THE TASK: From the listing below, pull out the lines that hold "styles".

LISTED ENTRIES:
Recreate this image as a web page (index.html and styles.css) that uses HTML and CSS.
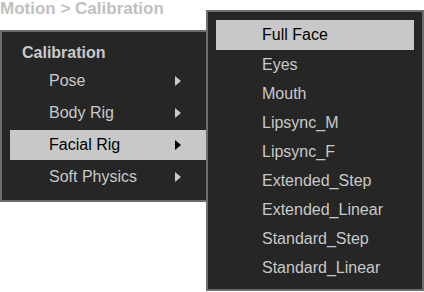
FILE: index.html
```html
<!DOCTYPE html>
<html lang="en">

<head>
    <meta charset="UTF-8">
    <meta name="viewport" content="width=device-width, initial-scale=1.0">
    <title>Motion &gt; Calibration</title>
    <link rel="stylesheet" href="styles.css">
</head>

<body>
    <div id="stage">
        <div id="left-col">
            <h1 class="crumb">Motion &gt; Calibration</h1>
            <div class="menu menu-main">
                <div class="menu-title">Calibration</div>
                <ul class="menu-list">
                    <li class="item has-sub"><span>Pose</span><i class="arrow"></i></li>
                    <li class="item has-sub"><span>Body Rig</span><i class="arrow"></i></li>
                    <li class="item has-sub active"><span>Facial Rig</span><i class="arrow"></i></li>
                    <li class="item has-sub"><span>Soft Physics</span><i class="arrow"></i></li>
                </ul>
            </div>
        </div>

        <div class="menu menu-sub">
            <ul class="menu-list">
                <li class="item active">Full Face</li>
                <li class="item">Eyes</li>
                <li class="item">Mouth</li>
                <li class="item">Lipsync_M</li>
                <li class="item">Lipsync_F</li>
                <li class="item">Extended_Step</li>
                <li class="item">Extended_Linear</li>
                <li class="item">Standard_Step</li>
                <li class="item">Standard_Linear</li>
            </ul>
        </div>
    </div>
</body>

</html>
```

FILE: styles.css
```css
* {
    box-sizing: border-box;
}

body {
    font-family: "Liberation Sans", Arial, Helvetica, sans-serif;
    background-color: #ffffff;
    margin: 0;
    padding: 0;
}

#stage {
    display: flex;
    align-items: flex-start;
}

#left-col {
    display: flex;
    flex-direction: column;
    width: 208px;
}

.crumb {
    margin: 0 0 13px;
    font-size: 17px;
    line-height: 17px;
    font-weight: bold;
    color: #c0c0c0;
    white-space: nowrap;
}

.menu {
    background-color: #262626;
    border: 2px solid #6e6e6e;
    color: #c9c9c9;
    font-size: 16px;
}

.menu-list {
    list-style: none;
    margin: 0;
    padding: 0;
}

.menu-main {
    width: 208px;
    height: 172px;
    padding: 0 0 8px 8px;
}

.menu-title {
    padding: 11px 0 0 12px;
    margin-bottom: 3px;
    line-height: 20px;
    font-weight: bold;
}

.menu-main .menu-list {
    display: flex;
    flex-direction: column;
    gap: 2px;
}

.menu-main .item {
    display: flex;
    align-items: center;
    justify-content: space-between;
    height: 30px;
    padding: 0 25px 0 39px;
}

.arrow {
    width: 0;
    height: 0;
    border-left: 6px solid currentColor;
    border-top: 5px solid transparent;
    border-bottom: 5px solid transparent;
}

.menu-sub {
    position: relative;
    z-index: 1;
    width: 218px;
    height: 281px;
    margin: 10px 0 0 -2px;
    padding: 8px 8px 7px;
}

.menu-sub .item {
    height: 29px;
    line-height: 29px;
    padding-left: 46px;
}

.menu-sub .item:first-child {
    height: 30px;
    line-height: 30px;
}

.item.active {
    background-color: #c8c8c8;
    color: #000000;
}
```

--

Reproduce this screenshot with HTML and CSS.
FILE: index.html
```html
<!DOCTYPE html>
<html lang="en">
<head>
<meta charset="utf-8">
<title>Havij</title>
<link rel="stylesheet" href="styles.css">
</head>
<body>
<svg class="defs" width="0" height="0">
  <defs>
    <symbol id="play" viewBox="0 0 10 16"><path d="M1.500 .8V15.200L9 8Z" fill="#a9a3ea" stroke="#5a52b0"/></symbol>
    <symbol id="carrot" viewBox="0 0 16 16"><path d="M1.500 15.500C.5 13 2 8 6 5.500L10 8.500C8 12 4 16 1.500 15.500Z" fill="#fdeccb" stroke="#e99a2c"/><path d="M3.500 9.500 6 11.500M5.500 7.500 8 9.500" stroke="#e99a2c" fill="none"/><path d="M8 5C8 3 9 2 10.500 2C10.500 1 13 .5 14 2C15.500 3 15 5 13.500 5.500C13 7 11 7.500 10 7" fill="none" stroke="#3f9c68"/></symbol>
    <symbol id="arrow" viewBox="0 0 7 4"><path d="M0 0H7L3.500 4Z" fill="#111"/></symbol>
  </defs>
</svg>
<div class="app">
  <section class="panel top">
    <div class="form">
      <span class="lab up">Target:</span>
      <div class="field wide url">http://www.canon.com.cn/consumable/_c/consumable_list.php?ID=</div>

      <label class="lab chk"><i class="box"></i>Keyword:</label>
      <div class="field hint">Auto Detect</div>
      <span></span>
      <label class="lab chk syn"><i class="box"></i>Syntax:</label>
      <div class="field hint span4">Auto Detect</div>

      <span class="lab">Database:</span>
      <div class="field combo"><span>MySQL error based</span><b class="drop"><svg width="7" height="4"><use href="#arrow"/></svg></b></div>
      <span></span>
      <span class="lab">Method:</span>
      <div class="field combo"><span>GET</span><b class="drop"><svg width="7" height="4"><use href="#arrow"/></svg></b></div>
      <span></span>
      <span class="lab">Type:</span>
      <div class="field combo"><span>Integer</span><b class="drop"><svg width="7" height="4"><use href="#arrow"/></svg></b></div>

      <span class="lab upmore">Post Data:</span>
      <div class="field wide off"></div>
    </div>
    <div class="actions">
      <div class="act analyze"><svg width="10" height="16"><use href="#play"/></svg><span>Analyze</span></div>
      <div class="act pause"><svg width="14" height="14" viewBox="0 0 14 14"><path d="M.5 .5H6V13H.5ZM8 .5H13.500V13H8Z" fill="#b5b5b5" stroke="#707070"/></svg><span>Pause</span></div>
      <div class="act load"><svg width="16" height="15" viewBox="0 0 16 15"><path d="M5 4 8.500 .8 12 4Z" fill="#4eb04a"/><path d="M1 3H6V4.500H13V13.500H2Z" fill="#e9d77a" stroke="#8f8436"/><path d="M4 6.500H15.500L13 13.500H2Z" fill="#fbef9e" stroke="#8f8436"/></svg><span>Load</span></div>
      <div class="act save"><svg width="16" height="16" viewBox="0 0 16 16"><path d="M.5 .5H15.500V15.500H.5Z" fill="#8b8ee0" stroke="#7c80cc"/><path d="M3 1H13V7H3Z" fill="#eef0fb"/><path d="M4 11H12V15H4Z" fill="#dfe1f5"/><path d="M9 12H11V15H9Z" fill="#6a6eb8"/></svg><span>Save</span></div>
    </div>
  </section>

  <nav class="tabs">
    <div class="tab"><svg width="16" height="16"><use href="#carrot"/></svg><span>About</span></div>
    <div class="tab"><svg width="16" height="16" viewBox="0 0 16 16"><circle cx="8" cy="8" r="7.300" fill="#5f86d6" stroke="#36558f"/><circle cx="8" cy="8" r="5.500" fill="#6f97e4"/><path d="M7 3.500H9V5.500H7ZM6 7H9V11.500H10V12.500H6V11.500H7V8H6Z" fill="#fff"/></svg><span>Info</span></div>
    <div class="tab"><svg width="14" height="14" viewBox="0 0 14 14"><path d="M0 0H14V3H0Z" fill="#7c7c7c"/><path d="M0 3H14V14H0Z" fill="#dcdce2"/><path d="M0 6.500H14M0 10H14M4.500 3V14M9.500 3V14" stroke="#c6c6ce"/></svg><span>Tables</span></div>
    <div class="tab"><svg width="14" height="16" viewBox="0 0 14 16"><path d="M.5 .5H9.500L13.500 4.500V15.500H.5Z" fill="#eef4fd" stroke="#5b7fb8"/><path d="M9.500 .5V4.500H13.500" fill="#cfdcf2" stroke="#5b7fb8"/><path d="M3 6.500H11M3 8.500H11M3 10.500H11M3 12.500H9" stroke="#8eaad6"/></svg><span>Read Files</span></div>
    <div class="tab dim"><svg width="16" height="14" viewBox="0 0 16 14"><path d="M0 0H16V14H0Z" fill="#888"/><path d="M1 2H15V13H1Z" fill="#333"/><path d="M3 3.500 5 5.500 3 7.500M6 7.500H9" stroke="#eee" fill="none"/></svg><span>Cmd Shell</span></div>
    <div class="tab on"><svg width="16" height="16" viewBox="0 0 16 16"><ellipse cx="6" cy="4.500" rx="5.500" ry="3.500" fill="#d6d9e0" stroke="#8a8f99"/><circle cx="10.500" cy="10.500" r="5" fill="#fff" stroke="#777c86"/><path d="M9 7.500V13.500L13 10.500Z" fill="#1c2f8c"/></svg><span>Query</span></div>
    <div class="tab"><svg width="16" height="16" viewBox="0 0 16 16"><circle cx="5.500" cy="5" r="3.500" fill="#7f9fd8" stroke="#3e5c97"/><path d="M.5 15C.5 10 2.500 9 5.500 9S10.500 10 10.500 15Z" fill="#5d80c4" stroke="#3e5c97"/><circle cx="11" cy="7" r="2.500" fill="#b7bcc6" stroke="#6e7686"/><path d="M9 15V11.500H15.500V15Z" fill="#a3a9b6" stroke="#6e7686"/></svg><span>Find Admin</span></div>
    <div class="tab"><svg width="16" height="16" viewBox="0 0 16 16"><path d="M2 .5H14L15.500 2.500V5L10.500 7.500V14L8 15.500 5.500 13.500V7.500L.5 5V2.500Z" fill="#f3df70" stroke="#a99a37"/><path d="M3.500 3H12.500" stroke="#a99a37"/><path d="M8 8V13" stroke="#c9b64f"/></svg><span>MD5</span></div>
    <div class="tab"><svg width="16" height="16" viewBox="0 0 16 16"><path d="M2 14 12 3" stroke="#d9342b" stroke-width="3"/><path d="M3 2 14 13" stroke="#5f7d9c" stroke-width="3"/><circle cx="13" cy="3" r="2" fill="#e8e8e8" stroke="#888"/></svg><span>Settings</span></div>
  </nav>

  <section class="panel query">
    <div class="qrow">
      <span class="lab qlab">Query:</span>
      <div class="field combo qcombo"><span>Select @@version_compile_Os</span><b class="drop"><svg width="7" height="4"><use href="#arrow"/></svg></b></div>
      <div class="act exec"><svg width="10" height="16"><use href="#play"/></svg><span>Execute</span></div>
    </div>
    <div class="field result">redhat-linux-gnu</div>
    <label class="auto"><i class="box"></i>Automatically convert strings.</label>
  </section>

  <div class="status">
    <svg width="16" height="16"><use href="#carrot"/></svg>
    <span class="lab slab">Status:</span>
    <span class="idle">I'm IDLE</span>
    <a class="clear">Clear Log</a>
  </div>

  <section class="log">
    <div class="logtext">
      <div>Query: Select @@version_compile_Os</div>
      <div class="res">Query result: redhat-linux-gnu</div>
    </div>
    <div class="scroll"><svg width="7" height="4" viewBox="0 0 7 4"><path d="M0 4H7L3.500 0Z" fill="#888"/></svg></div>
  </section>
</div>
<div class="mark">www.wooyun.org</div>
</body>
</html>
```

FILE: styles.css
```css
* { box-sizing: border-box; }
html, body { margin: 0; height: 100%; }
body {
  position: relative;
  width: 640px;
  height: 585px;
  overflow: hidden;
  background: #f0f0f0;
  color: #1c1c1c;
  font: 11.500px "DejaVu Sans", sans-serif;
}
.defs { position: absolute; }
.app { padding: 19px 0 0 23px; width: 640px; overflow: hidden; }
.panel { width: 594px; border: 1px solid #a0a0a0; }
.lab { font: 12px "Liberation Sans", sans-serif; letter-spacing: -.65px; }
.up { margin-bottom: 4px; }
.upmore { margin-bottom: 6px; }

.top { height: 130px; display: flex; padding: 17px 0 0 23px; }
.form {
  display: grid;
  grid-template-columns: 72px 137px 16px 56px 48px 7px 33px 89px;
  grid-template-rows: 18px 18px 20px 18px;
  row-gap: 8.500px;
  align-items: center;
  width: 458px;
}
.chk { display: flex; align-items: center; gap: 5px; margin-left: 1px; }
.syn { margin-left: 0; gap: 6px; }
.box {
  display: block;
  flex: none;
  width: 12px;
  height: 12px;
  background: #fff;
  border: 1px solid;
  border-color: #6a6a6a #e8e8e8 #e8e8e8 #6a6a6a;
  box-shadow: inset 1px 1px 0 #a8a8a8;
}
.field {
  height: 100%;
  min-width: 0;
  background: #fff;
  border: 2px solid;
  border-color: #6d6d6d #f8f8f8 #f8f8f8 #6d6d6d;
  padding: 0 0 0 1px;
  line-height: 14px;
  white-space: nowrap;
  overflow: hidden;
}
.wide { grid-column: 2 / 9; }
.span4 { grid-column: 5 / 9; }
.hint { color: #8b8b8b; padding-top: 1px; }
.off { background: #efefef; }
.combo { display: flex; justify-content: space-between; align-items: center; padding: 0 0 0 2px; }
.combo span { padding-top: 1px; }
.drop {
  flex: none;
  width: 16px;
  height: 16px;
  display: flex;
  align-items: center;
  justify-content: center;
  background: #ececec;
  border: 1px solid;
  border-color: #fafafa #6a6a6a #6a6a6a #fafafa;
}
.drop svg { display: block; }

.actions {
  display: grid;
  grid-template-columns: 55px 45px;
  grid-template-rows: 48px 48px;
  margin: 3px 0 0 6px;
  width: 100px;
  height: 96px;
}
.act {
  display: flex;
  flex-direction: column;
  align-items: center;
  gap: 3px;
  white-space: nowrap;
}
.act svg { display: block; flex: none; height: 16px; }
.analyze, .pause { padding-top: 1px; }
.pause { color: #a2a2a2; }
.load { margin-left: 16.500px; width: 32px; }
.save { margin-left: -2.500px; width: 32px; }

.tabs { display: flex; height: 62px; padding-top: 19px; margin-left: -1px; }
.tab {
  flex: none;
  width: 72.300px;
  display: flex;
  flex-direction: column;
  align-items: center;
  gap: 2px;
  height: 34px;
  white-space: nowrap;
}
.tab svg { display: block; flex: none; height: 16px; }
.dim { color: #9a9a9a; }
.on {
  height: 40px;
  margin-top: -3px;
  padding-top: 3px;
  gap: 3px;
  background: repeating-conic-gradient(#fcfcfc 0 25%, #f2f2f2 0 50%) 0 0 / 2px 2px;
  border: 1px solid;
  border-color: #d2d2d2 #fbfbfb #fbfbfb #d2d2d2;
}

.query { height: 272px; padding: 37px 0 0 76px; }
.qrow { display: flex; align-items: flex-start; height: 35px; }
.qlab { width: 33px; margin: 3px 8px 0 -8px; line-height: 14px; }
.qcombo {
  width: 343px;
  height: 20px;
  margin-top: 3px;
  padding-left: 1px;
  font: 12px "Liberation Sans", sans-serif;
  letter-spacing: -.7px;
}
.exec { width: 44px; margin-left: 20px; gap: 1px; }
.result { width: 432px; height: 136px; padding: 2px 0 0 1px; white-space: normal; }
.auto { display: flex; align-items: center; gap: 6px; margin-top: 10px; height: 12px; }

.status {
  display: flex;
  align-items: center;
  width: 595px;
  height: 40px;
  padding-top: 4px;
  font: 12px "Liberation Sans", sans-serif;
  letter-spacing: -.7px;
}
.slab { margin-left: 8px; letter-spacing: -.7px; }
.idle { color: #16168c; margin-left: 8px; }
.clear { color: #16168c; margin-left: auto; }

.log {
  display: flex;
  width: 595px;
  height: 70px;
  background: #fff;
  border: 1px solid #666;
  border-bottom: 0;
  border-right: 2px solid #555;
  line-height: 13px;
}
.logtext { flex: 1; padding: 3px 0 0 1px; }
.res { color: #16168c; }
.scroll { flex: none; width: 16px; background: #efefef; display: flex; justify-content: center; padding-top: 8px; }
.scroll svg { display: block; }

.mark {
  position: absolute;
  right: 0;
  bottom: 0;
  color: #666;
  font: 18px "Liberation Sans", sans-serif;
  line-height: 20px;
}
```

FINAL RESULT:
Recreate this image as a web page (index.html and styles.css) that uses HTML and CSS.
    <link rel="stylesheet" href="styles.css">
FILE: styles.css
<link rel="stylesheet" href="styles.css">
FILE: styles.css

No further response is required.